Seketika itu juga Imam Ahmad bertakbir, “Allahu Akbar. Allah telah mendatangkan saya jauh-jauh dari Baghdad ke Bashrah dan bahkan sampai didorong-dorong oleh marbot masjid ke jalanan, ternyata karena istighfarmu.”
Betapa terperanjat si penjual roti itu. Ia memuji Allah sambil bersujud syukur. Lalu ia pun langsung memeluk dan mencium tangan Imam Ahmad. Inilah kisah keajaiban istighfar sebagaimana yang diceritakan dalam Kitab Manakib Imam Ahmad.
Berbeda lagi dengan kisah seorang tukang pangkas rambut di pojok Taman Bunga Kota Sumenep (Alun-alun Sumenep). Pada saat awal menyewa kios milik Kodim itu, Cak Hari baru selesai belajar potong rambut. Dia maklum jika masih sepi, karena baru saja buka. Sehari paling hanya 1-3 orang yang datang. Bahkan kadang tidak ada sama sekali.
Dalam setiap penantian pelanggan itu, ia memiliki kebiasaan unik. Ia selalu membaca istighfar, memohon ampunan kepada Allah. Dia sendiri tidak pernah memaksudkan istighfarnya secara khusus untuk mengundang pelanggan. Beristighfar saja. Dalam kesabaran dan doanya kepada Yang Maha Mendengar, lambat laun namun pasti Kios Pangkas Rambut Cak Hari mulai ramai.

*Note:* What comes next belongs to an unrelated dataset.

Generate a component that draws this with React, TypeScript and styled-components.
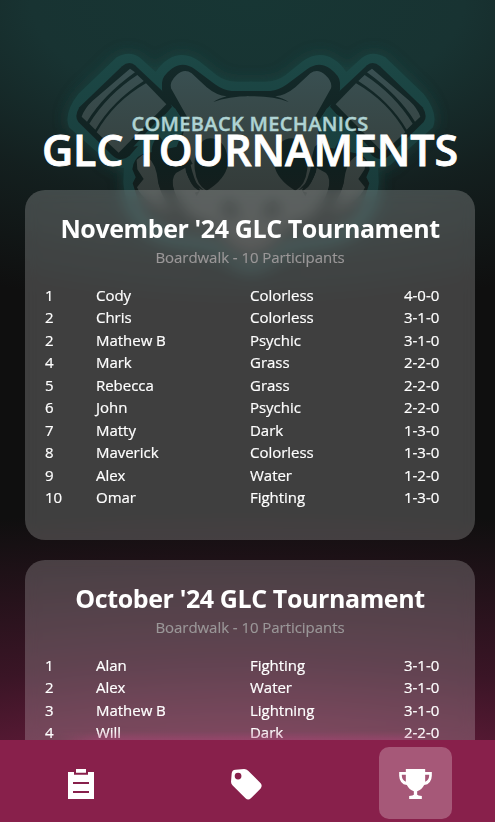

Sekarang, kalau mau pangkas rambut ke sana harus antri. Bahkan, Cak Hari sudah merekrut seorang keponakannya untuk membantu melayani pelanggan-pelanggannya. Dua tahun yang lalu, ia sudah bisa menunaikan ibadah haji bersama istrinya berkat tabungannya sebagai tukang pangkas rambut. Selalu ada keajaiban yang diberikan Allah kepada hamba-Nya yang istiqamah menjalankan perintah-Nya. Semoga kita bisa melakukannya dan menjadi orang yang diampuni, disehatkan dan dilimpahi rahmat dan karunia oleh Allah. Aamiin.
Bahrus Surur-Iyunk, Guru SMA Muhamamdiyah I Sumenep.